→ Problem statement
Transcribe the listing in full, excluding any pictures.

→ Given material

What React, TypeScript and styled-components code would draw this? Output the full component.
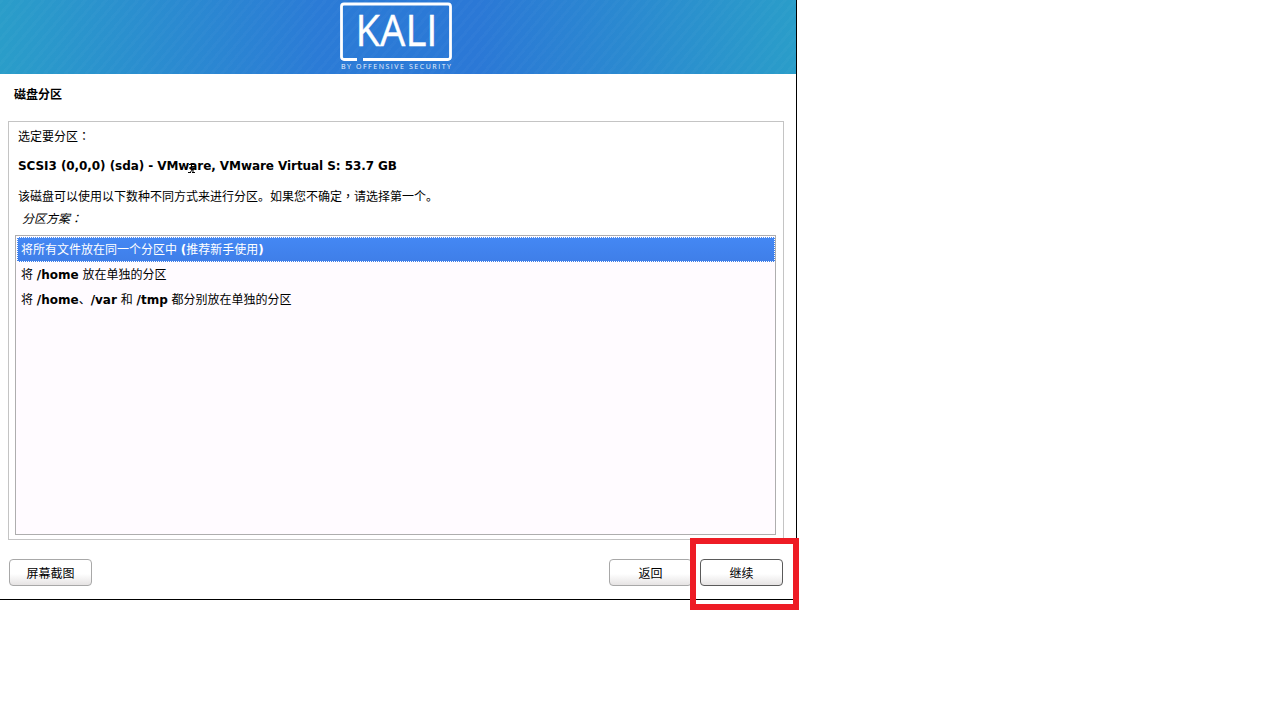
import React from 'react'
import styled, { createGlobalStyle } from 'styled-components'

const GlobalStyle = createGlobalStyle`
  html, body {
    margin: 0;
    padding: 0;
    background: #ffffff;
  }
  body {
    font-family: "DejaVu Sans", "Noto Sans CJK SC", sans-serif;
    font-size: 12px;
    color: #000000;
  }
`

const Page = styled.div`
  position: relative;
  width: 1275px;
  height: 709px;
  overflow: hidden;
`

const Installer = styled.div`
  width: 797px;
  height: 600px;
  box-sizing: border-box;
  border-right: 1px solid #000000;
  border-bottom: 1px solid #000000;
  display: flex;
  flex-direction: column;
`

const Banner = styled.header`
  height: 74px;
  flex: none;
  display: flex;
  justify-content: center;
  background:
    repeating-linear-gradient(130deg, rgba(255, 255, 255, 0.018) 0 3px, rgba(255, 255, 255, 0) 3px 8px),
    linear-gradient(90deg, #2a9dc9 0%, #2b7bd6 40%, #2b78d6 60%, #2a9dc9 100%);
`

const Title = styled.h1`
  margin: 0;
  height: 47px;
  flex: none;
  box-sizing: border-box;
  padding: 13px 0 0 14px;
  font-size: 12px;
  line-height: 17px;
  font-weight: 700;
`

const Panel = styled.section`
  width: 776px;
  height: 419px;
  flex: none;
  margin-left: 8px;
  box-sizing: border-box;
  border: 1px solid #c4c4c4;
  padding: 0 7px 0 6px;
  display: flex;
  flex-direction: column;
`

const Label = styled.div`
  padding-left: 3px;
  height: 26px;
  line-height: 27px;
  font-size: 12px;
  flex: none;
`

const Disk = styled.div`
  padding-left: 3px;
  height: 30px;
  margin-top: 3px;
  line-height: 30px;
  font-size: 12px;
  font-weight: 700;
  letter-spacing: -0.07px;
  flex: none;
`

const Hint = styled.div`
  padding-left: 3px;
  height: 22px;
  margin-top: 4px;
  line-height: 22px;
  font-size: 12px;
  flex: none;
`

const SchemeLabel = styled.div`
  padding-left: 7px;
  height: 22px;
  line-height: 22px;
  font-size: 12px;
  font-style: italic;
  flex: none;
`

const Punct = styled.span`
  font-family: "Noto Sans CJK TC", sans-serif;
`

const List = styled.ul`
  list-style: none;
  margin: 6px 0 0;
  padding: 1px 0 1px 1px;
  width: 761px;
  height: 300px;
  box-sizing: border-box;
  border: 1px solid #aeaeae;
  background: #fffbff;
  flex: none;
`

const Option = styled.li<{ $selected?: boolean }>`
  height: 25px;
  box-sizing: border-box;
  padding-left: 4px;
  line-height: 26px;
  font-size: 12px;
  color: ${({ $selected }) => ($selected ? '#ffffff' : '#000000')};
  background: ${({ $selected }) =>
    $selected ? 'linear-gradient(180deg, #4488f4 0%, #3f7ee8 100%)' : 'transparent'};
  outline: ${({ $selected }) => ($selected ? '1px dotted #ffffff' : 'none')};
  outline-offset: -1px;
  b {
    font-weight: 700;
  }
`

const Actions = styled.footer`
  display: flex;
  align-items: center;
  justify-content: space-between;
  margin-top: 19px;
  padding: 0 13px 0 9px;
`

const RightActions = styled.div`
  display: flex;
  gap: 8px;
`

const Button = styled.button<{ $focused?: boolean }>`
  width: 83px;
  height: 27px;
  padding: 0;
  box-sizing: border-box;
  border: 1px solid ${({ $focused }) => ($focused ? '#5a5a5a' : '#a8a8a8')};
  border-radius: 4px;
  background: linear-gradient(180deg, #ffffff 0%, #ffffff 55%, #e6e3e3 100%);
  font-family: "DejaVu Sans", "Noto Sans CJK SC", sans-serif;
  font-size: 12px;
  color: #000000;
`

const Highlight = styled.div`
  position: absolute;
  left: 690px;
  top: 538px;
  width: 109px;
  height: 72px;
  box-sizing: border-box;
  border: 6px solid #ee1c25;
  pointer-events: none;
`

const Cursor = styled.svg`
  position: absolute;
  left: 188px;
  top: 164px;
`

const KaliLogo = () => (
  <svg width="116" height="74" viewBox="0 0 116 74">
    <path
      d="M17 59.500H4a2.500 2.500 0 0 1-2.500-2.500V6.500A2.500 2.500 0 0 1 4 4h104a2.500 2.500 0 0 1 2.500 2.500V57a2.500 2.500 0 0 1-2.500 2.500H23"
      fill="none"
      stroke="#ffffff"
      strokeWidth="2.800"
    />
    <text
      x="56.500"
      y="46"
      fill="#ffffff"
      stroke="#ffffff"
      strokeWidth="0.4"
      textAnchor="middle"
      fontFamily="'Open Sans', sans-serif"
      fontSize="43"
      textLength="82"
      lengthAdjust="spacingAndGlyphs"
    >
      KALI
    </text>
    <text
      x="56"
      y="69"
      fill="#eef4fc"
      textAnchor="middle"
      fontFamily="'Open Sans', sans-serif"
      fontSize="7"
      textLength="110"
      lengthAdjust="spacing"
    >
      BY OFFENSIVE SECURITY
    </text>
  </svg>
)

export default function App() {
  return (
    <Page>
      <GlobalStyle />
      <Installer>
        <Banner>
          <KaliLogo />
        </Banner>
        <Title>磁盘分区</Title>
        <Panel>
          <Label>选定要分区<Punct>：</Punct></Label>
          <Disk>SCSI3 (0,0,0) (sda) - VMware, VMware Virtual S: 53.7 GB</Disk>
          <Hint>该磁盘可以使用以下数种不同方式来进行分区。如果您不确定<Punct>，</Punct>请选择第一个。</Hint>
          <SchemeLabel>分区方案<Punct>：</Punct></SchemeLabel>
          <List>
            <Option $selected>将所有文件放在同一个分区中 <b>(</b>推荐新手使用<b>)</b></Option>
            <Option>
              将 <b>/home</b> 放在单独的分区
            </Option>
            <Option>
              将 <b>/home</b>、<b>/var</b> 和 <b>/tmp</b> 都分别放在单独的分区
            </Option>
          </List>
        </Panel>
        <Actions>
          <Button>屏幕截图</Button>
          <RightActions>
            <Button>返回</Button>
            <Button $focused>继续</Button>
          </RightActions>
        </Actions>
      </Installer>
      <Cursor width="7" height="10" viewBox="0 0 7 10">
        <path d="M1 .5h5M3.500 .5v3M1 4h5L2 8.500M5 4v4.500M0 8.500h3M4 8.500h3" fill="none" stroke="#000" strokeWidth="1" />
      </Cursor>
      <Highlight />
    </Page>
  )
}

→ Correct answer
What React, TypeScript and styled-components code would draw this? Output the full component.
import React from 'react'
import styled, { createGlobalStyle } from 'styled-components'

const GlobalStyle = createGlobalStyle`
  html, body {
    margin: 0;
    padding: 0;
    background: #ffffff;
  }
  body {
    font-family: "DejaVu Sans", "Noto Sans CJK SC", sans-serif;
    font-size: 12px;
    color: #000000;
  }
`

const Page = styled.div`
  position: relative;
  width: 1275px;
  height: 709px;
  overflow: hidden;
`

const Installer = styled.div`
  width: 797px;
  height: 600px;
  box-sizing: border-box;
  border-right: 1px solid #000000;
  border-bottom: 1px solid #000000;
  display: flex;
  flex-direction: column;
`

const Banner = styled.header`
  height: 74px;
  flex: none;
  display: flex;
  justify-content: center;
  background:
    repeating-linear-gradient(130deg, rgba(255, 255, 255, 0.018) 0 3px, rgba(255, 255, 255, 0) 3px 8px),
    linear-gradient(90deg, #2a9dc9 0%, #2b7bd6 40%, #2b78d6 60%, #2a9dc9 100%);
`

const Title = styled.h1`
  margin: 0;
  height: 47px;
  flex: none;
  box-sizing: border-box;
  padding: 13px 0 0 14px;
  font-size: 12px;
  line-height: 17px;
  font-weight: 700;
`

const Panel = styled.section`
  width: 776px;
  height: 419px;
  flex: none;
  margin-left: 8px;
  box-sizing: border-box;
  border: 1px solid #c4c4c4;
  padding: 0 7px 0 6px;
  display: flex;
  flex-direction: column;
`

const Label = styled.div`
  padding-left: 3px;
  height: 26px;
  line-height: 27px;
  font-size: 12px;
  flex: none;
`

const Disk = styled.div`
  padding-left: 3px;
  height: 30px;
  margin-top: 3px;
  line-height: 30px;
  font-size: 12px;
  font-weight: 700;
  letter-spacing: -0.07px;
  flex: none;
`

const Hint = styled.div`
  padding-left: 3px;
  height: 22px;
  margin-top: 4px;
  line-height: 22px;
  font-size: 12px;
  flex: none;
`

const SchemeLabel = styled.div`
  padding-left: 7px;
  height: 22px;
  line-height: 22px;
  font-size: 12px;
  font-style: italic;
  flex: none;
`

const Punct = styled.span`
  font-family: "Noto Sans CJK TC", sans-serif;
`

const List = styled.ul`
  list-style: none;
  margin: 6px 0 0;
  padding: 1px 0 1px 1px;
  width: 761px;
  height: 300px;
  box-sizing: border-box;
  border: 1px solid #aeaeae;
  background: #fffbff;
  flex: none;
`

const Option = styled.li<{ $selected?: boolean }>`
  height: 25px;
  box-sizing: border-box;
  padding-left: 4px;
  line-height: 26px;
  font-size: 12px;
  color: ${({ $selected }) => ($selected ? '#ffffff' : '#000000')};
  background: ${({ $selected }) =>
    $selected ? 'linear-gradient(180deg, #4488f4 0%, #3f7ee8 100%)' : 'transparent'};
  outline: ${({ $selected }) => ($selected ? '1px dotted #ffffff' : 'none')};
  outline-offset: -1px;
  b {
    font-weight: 700;
  }
`

const Actions = styled.footer`
  display: flex;
  align-items: center;
  justify-content: space-between;
  margin-top: 19px;
  padding: 0 13px 0 9px;
`

const RightActions = styled.div`
  display: flex;
  gap: 8px;
`

const Button = styled.button<{ $focused?: boolean }>`
  width: 83px;
  height: 27px;
  padding: 0;
  box-sizing: border-box;
  border: 1px solid ${({ $focused }) => ($focused ? '#5a5a5a' : '#a8a8a8')};
  border-radius: 4px;
  background: linear-gradient(180deg, #ffffff 0%, #ffffff 55%, #e6e3e3 100%);
  font-family: "DejaVu Sans", "Noto Sans CJK SC", sans-serif;
  font-size: 12px;
  color: #000000;
`

const Highlight = styled.div`
  position: absolute;
  left: 690px;
  top: 538px;
  width: 109px;
  height: 72px;
  box-sizing: border-box;
  border: 6px solid #ee1c25;
  pointer-events: none;
`

const Cursor = styled.svg`
  position: absolute;
  left: 188px;
  top: 164px;
`

const KaliLogo = () => (
  <svg width="116" height="74" viewBox="0 0 116 74">
    <path
      d="M17 59.500H4a2.500 2.500 0 0 1-2.500-2.500V6.500A2.500 2.500 0 0 1 4 4h104a2.500 2.500 0 0 1 2.500 2.500V57a2.500 2.500 0 0 1-2.500 2.500H23"
      fill="none"
      stroke="#ffffff"
      strokeWidth="2.800"
    />
    <text
      x="56.500"
      y="46"
      fill="#ffffff"
      stroke="#ffffff"
      strokeWidth="0.4"
      textAnchor="middle"
      fontFamily="'Open Sans', sans-serif"
      fontSize="43"
      textLength="82"
      lengthAdjust="spacingAndGlyphs"
    >
      KALI
    </text>
    <text
      x="56"
      y="69"
      fill="#eef4fc"
      textAnchor="middle"
      fontFamily="'Open Sans', sans-serif"
      fontSize="7"
      textLength="110"
      lengthAdjust="spacing"
    >
      BY OFFENSIVE SECURITY
    </text>
  </svg>
)

export default function App() {
  return (
    <Page>
      <GlobalStyle />
      <Installer>
        <Banner>
          <KaliLogo />
        </Banner>
        <Title>磁盘分区</Title>
        <Panel>
          <Label>选定要分区<Punct>：</Punct></Label>
          <Disk>SCSI3 (0,0,0) (sda) - VMware, VMware Virtual S: 53.7 GB</Disk>
          <Hint>该磁盘可以使用以下数种不同方式来进行分区。如果您不确定<Punct>，</Punct>请选择第一个。</Hint>
          <SchemeLabel>分区方案<Punct>：</Punct></SchemeLabel>
          <List>
            <Option $selected>将所有文件放在同一个分区中 <b>(</b>推荐新手使用<b>)</b></Option>
            <Option>
              将 <b>/home</b> 放在单独的分区
            </Option>
            <Option>
              将 <b>/home</b>、<b>/var</b> 和 <b>/tmp</b> 都分别放在单独的分区
            </Option>
          </List>
        </Panel>
        <Actions>
          <Button>屏幕截图</Button>
          <RightActions>
            <Button>返回</Button>
            <Button $focused>继续</Button>
          </RightActions>
        </Actions>
      </Installer>
      <Cursor width="7" height="10" viewBox="0 0 7 10">
        <path d="M1 .5h5M3.500 .5v3M1 4h5L2 8.500M5 4v4.500M0 8.500h3M4 8.500h3" fill="none" stroke="#000" strokeWidth="1" />
      </Cursor>
      <Highlight />
    </Page>
  )
}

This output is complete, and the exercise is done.